"Joel Jacobson" <joel@compiler.org> writes:
> Let's see if I can explain the idea:
> One of the problems with representing regexes with large bracket range expressions, like [a-z],
> is you get an explosion of edges, if the model can only represent state transitions for single characters.
> If we could instead let a single edge (for a state transition) represent a set of characters,
> or normally even more efficiently, a set of range of characters, then we could reduce the
> number of edges we need to represent the graph.
> The naive approach to just use the ranges as-is doesn't work.
> Instead, the graph must first be created with single-character edges.

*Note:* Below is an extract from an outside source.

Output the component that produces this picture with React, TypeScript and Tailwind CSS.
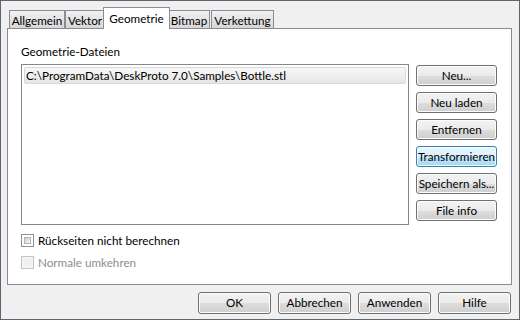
import React from "react";

const font = { fontFamily: 'Lato, "Noto Sans", sans-serif' };

function Btn({ label, active = false, className = "" }: { label: string; active?: boolean; className?: string }) {
  return (
    <div
      className={
        "flex items-center justify-center whitespace-nowrap rounded-[3px] border text-[11.7px] leading-none text-black " +
        (active
          ? "border-[#3c7fb1] bg-[linear-gradient(#eaf6fd_0%,#d9f0fc_50%,#bee6fd_51%,#a7d9f5_100%)] shadow-[inset_0_0_0_1px_#f4fbfe]"
          : "border-[#707070] bg-[linear-gradient(#f2f2f2_0%,#ebebeb_50%,#dddddd_51%,#cfcfcf_100%)] shadow-[inset_0_0_0_1px_#fcfcfc]") +
        " " +
        className
      }
    >
      {label}
    </div>
  );
}

function Tab({ label, selected = false, w }: { label: string; selected?: boolean; w: string }) {
  if (selected) {
    return (
      <div
        className={
          "relative z-10 -mx-[2px] -mb-px flex h-[22px] items-start justify-center whitespace-nowrap border border-b-0 border-[#898c95] bg-white pt-[3px] text-[11.7px] leading-[14px] text-black " +
          w
        }
      >
        {label}
      </div>
    );
  }
  return (
    <div
      className={
        "flex h-[18px] items-start justify-center whitespace-nowrap border border-b-0 border-[#898c95] bg-[linear-gradient(#f2f2f2,#e3e3e3_50%,#d6d6d6)] pt-[2px] text-[11.7px] leading-[14px] text-black " +
        w
      }
    >
      {label}
    </div>
  );
}

function Check({ label, disabled = false }: { label: string; disabled?: boolean }) {
  return (
    <div className="flex h-[13px] items-center gap-[4px]">
      <div
        className={
          "h-[13px] w-[13px] border p-[2px] " + (disabled ? "border-[#c4c4c4] bg-[#f4f4f4]" : "border-[#8e8f8f] bg-white")
        }
      >
        <div
          className={
            "h-full w-full " +
            (disabled ? "bg-[#f0f0f0]" : "bg-[linear-gradient(135deg,#cbcfd5,#f6f6f6)] border border-[#b0b4bb]")
          }
        />
      </div>
      <span className={"text-[11.7px] leading-none " + (disabled ? "text-[#8d8d8d]" : "text-black")}>{label}</span>
    </div>
  );
}

export default function App() {
  return (
    <div style={font} className="h-[320px] w-[520px] overflow-hidden border border-[#5b6672] bg-[#f0f0f0]">
      <div className="pl-[6px] pt-[6px]">
        <div className="flex h-[21px] items-end pl-[2px]">
          <Tab label="Allgemein" w="w-[56px]" />
          <Tab label="Vektor" w="w-[40px]" />
          <Tab label="Geometrie" selected w="w-[67px]" />
          <Tab label="Bitmap" w="w-[42px]" />
          <div className="w-px" />
          <Tab label="Verkettung" w="w-[63px]" />
        </div>
        <div className="h-[257px] w-[505px] border border-[#898c95] bg-white pl-[13px] pt-[15px]">
          <div className="h-[20px] text-[11.7px] leading-[14px] text-black">Geometrie-Dateien</div>
          <div className="flex gap-[7px]">
            <div className="h-[161px] w-[388px] border border-[#828790] bg-white p-[2px]">
              <div className="flex h-[17px] items-center rounded-[2px] border border-[#d9d9d9] bg-[linear-gradient(#f8f8f8,#e5e5e5)] pl-[1px] text-[11.7px] leading-none text-black">
                C:\ProgramData\DeskProto 7.0\Samples\Bottle.stl
              </div>
            </div>
            <div className="flex flex-col gap-[6px] pt-px">
              <Btn label="Neu..." className="h-[21px] w-[81px]" />
              <Btn label="Neu laden" className="h-[21px] w-[81px]" />
              <Btn label="Entfernen" className="h-[21px] w-[81px]" />
              <Btn label="Transformieren" active className="h-[21px] w-[81px]" />
              <Btn label="Speichern als..." className="h-[21px] w-[81px]" />
              <Btn label="File info" className="h-[21px] w-[81px]" />
            </div>
          </div>
          <div className="mt-[9px] flex flex-col gap-[9px]">
            <Check label="Rückseiten nicht berechnen" />
            <Check label="Normale umkehren" disabled />
          </div>
        </div>
      </div>
      <div className="mr-[8px] mt-[7px] flex justify-end gap-[7px]">
        <Btn label="OK" className="h-[22px] w-[73px]" />
        <Btn label="Abbrechen" className="h-[22px] w-[73px]" />
        <Btn label="Anwenden" className="h-[22px] w-[73px]" />
        <Btn label="Hilfe" className="h-[22px] w-[73px]" />
      </div>
    </div>
  );
}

> It is then examined what ranges can be constructed in a way that no single range
> overlaps any other range, so that every range can be seen as a character in an alphabet.
Hmm ... I might be misunderstanding, but I think our engine already
does a version of this. See the discussion of "colors" in
src/backend/regex/README.
> Another optimization I've come up with (or probably re-invented because it feels quite obvious),
> is to read more than one character, when knowing for sure multiple characters-in-a-row
> are expected, by concatenating edges having only one parent and one child.
Maybe. In practice the actual scanning tends to be tracking more than one
possible NFA state in parallel, so I'm not sure how often we could expect
to be able to use this idea. That is, even if we know that state X can
only succeed by following an arc to Y and then another to Z, we might
also be interested in what happens if the NFA is in state Q at this point;
and it seems unlikely that Q would have exactly the same two following
arc colors.
I do have some ideas about possible future optimizations, and one reason
I'm grateful for this large set of real regexes is that it can provide a
concrete basis for deciding that particular optimizations are or are not
worth pursuing. So thanks again for collecting it!
regards, tom lane